▸ **WORK INSTRUCTIONS**: Each line of the listing must be transcribed exactly, except for the images, which should be excluded.

▸ **DATASET CONTENT**:
** Begin **

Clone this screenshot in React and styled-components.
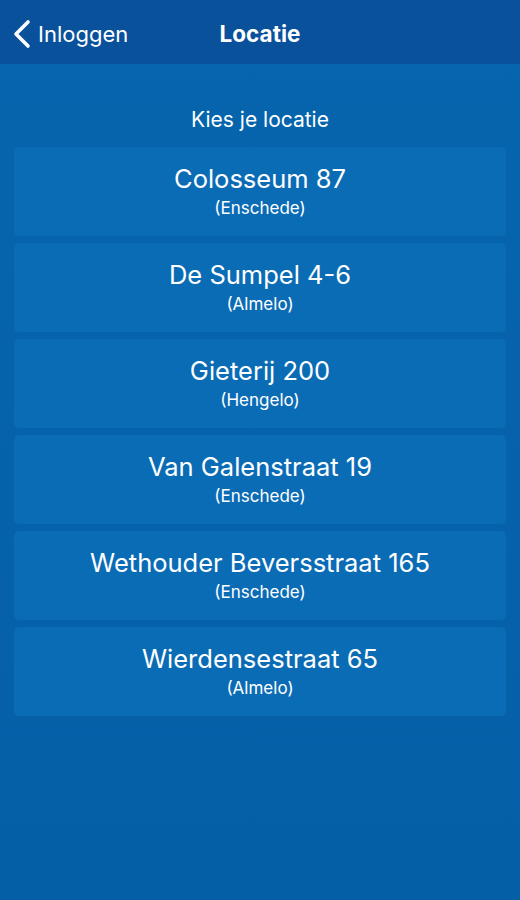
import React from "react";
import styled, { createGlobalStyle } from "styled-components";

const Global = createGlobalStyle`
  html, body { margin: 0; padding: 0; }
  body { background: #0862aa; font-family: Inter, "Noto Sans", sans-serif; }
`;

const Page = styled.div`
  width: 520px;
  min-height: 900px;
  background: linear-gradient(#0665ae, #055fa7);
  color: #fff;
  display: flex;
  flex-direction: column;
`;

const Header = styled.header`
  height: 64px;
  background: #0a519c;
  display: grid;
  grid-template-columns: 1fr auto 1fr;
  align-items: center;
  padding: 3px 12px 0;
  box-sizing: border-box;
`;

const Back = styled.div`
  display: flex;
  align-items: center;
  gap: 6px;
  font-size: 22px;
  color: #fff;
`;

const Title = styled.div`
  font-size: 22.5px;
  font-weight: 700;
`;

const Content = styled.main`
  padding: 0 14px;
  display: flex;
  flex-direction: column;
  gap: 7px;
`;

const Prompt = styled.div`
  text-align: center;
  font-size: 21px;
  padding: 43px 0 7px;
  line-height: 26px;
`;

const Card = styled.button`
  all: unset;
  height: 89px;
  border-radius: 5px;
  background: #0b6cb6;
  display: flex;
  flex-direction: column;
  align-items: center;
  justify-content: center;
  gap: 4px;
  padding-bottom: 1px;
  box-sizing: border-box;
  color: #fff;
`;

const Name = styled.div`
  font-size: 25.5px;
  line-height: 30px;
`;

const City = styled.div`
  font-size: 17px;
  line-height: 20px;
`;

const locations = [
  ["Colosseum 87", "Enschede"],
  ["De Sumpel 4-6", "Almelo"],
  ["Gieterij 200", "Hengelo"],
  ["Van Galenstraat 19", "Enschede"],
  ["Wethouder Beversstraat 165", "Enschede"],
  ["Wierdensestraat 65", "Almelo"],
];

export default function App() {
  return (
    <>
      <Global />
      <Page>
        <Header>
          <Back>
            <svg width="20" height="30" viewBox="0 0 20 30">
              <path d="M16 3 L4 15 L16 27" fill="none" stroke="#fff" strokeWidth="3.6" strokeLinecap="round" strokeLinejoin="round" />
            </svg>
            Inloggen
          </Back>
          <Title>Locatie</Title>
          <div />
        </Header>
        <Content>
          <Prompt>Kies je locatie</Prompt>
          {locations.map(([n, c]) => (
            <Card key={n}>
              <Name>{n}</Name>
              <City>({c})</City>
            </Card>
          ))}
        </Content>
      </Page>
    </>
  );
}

** End **

▸ **TASK SOLUTION**:
Clone this screenshot in React and styled-components.
import React from "react";
import styled, { createGlobalStyle } from "styled-components";

const Global = createGlobalStyle`
  html, body { margin: 0; padding: 0; }
  body { background: #0862aa; font-family: Inter, "Noto Sans", sans-serif; }
`;

const Page = styled.div`
  width: 520px;
  min-height: 900px;
  background: linear-gradient(#0665ae, #055fa7);
  color: #fff;
  display: flex;
  flex-direction: column;
`;

const Header = styled.header`
  height: 64px;
  background: #0a519c;
  display: grid;
  grid-template-columns: 1fr auto 1fr;
  align-items: center;
  padding: 3px 12px 0;
  box-sizing: border-box;
`;

const Back = styled.div`
  display: flex;
  align-items: center;
  gap: 6px;
  font-size: 22px;
  color: #fff;
`;

const Title = styled.div`
  font-size: 22.5px;
  font-weight: 700;
`;

const Content = styled.main`
  padding: 0 14px;
  display: flex;
  flex-direction: column;
  gap: 7px;
`;

const Prompt = styled.div`
  text-align: center;
  font-size: 21px;
  padding: 43px 0 7px;
  line-height: 26px;
`;

const Card = styled.button`
  all: unset;
  height: 89px;
  border-radius: 5px;
  background: #0b6cb6;
  display: flex;
  flex-direction: column;
  align-items: center;
  justify-content: center;
  gap: 4px;
  padding-bottom: 1px;
  box-sizing: border-box;
  color: #fff;
`;

const Name = styled.div`
  font-size: 25.5px;
  line-height: 30px;
`;

const City = styled.div`
  font-size: 17px;
  line-height: 20px;
`;

const locations = [
  ["Colosseum 87", "Enschede"],
  ["De Sumpel 4-6", "Almelo"],
  ["Gieterij 200", "Hengelo"],
  ["Van Galenstraat 19", "Enschede"],
  ["Wethouder Beversstraat 165", "Enschede"],
  ["Wierdensestraat 65", "Almelo"],
];

export default function App() {
  return (
    <>
      <Global />
      <Page>
        <Header>
          <Back>
            <svg width="20" height="30" viewBox="0 0 20 30">
              <path d="M16 3 L4 15 L16 27" fill="none" stroke="#fff" strokeWidth="3.6" strokeLinecap="round" strokeLinejoin="round" />
            </svg>
            Inloggen
          </Back>
          <Title>Locatie</Title>
          <div />
        </Header>
        <Content>
          <Prompt>Kies je locatie</Prompt>
          {locations.map(([n, c]) => (
            <Card key={n}>
              <Name>{n}</Name>
              <City>({c})</City>
            </Card>
          ))}
        </Content>
      </Page>
    </>
  );
}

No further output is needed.